--- start ---

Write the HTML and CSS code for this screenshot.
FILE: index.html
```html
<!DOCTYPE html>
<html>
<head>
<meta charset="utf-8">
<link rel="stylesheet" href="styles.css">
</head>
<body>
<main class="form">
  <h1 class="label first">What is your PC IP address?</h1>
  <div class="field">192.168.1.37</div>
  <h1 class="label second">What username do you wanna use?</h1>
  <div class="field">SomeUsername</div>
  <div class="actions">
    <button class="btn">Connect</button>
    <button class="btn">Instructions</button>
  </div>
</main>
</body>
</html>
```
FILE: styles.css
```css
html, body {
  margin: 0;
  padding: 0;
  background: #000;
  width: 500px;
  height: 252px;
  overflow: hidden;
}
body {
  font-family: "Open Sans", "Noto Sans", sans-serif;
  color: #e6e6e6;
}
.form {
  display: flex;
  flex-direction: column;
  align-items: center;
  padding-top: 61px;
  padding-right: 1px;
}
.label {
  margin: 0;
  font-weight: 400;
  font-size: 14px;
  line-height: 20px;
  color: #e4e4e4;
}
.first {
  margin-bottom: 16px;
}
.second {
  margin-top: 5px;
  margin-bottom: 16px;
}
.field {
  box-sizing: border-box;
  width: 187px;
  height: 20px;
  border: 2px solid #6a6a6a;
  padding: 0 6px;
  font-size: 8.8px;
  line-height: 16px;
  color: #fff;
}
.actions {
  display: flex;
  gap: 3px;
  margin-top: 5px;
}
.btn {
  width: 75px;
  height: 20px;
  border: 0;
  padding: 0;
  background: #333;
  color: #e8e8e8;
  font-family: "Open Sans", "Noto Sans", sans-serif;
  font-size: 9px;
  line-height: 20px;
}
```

--- end ---

» **Goal**:
Set every line of the listing down word for word.

» **Completed task**:
Write the HTML and CSS code for this screenshot.
FILE: index.html
```html
<!DOCTYPE html>
<html>
<head>
<meta charset="utf-8">
<link rel="stylesheet" href="styles.css">
</head>
<body>
<main class="form">
  <h1 class="label first">What is your PC IP address?</h1>
  <div class="field">192.168.1.37</div>
  <h1 class="label second">What username do you wanna use?</h1>
  <div class="field">SomeUsername</div>
  <div class="actions">
    <button class="btn">Connect</button>
    <button class="btn">Instructions</button>
  </div>
</main>
</body>
</html>
```
FILE: styles.css
```css
html, body {
  margin: 0;
  padding: 0;
  background: #000;
  width: 500px;
  height: 252px;
  overflow: hidden;
}
body {
  font-family: "Open Sans", "Noto Sans", sans-serif;
  color: #e6e6e6;
}
.form {
  display: flex;
  flex-direction: column;
  align-items: center;
  padding-top: 61px;
  padding-right: 1px;
}
.label {
  margin: 0;
  font-weight: 400;
  font-size: 14px;
  line-height: 20px;
  color: #e4e4e4;
}
.first {
  margin-bottom: 16px;
}
.second {
  margin-top: 5px;
  margin-bottom: 16px;
}
.field {
  box-sizing: border-box;
  width: 187px;
  height: 20px;
  border: 2px solid #6a6a6a;
  padding: 0 6px;
  font-size: 8.8px;
  line-height: 16px;
  color: #fff;
}
.actions {
  display: flex;
  gap: 3px;
  margin-top: 5px;
}
.btn {
  width: 75px;
  height: 20px;
  border: 0;
  padding: 0;
  background: #333;
  color: #e8e8e8;
  font-family: "Open Sans", "Noto Sans", sans-serif;
  font-size: 9px;
  line-height: 20px;
}
```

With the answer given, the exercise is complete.